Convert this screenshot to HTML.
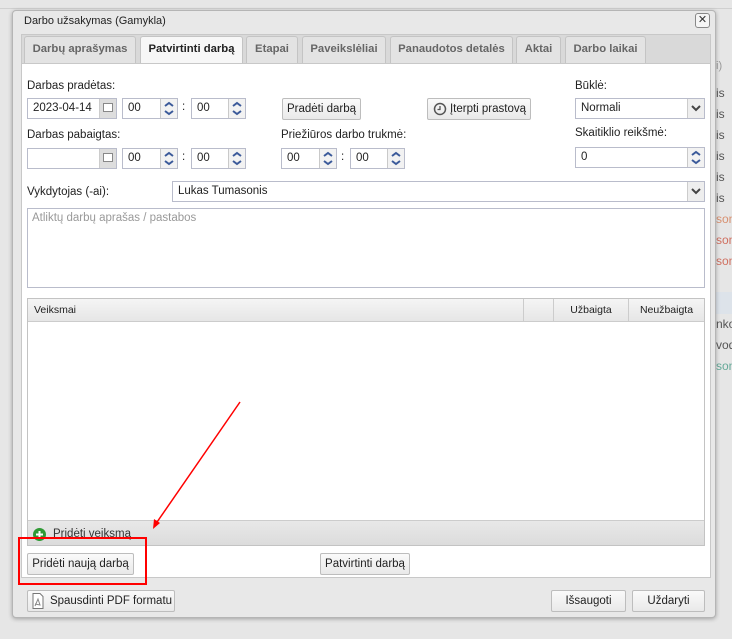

---

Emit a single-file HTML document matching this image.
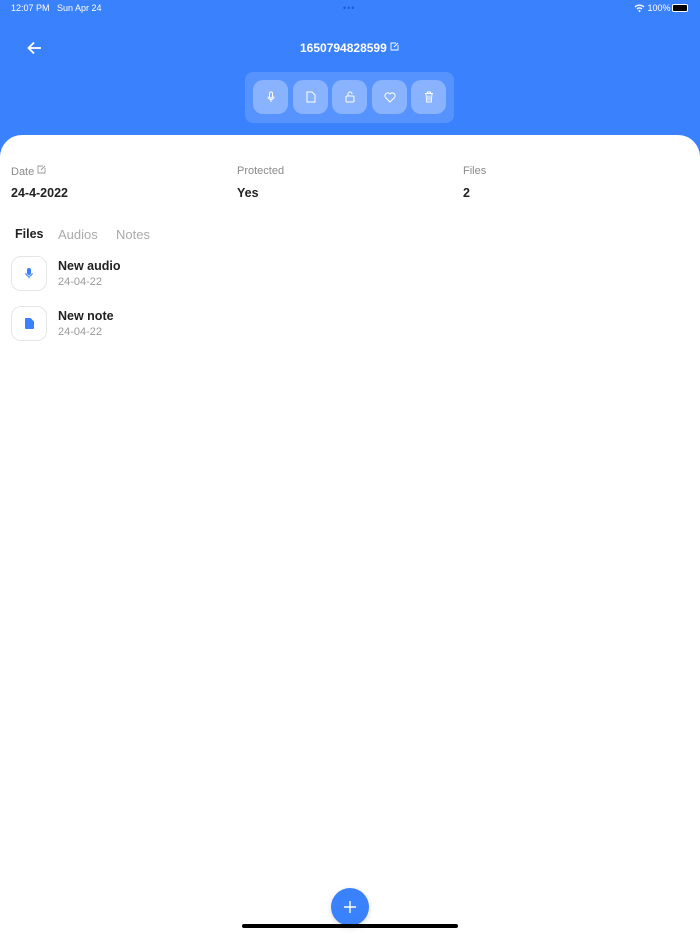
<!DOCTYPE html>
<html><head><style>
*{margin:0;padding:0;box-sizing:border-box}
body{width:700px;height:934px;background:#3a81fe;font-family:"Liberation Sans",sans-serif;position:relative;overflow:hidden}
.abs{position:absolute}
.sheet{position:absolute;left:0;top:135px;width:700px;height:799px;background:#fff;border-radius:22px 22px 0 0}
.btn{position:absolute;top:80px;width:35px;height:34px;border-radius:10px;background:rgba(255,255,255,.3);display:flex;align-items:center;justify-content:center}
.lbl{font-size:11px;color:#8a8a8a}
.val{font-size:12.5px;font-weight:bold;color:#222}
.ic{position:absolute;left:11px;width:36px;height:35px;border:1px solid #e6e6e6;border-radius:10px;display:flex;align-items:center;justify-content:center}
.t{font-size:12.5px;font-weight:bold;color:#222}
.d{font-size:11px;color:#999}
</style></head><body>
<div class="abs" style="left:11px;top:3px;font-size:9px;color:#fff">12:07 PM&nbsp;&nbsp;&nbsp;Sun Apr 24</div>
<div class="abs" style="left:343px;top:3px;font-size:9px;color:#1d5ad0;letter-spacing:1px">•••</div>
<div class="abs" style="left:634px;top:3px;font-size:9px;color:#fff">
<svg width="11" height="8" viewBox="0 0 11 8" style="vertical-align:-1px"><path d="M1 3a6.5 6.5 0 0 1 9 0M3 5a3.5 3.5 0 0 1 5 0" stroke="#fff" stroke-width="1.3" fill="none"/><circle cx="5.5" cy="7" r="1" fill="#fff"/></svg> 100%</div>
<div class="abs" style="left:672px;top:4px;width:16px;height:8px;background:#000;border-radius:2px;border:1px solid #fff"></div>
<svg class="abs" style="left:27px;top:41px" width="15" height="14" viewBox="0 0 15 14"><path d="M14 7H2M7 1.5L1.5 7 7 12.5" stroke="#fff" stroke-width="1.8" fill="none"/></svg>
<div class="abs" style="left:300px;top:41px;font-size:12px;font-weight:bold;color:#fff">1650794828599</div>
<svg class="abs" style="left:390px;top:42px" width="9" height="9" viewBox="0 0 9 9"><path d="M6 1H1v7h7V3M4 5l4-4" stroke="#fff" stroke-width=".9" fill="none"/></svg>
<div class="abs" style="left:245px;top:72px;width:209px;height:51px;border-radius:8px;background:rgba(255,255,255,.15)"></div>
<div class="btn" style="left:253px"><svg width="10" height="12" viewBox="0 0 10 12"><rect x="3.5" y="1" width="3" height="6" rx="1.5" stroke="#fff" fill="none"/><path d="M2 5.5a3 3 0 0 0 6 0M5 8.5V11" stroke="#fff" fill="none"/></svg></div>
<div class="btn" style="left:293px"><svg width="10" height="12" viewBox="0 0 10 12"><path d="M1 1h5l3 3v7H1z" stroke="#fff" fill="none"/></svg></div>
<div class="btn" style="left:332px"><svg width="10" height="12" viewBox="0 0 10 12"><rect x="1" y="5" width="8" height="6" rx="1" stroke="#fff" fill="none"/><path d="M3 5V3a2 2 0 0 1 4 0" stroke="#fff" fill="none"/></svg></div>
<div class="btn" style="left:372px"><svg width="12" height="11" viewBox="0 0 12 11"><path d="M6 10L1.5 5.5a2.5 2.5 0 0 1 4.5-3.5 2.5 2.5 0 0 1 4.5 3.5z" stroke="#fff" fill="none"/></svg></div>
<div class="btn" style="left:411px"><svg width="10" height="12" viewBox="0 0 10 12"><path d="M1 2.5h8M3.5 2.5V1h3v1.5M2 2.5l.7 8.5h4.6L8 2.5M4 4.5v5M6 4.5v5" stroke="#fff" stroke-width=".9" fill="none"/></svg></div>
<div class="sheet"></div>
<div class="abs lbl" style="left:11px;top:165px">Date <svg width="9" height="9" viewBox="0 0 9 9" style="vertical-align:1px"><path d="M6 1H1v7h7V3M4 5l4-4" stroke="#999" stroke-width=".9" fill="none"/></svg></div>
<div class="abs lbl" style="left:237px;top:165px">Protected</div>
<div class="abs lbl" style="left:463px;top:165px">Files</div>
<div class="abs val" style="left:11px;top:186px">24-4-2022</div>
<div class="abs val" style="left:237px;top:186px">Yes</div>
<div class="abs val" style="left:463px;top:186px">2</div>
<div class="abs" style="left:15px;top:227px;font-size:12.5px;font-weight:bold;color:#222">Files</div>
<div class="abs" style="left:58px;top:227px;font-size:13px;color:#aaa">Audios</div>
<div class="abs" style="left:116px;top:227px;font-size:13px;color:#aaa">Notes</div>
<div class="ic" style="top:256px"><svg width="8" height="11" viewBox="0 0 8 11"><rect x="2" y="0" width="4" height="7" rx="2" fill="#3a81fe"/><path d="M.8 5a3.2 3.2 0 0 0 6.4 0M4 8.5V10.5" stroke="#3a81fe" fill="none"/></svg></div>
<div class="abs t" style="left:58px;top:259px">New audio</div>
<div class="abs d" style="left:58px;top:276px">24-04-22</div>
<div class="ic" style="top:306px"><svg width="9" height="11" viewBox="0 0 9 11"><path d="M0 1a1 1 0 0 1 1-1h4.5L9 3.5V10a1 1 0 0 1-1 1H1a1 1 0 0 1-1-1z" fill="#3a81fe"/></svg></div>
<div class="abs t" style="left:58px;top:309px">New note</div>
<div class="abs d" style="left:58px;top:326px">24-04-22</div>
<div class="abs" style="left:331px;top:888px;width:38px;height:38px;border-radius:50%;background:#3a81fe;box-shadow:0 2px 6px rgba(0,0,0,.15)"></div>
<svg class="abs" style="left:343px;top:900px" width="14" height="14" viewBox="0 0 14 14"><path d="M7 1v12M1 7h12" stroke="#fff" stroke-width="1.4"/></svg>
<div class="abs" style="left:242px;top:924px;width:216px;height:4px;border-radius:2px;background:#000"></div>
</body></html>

> **Instruction**:
Copy all lines of the material above where the string "this" occurs.

> **Right answer**:
Convert this screenshot to HTML.
Emit a single-file HTML document matching this image.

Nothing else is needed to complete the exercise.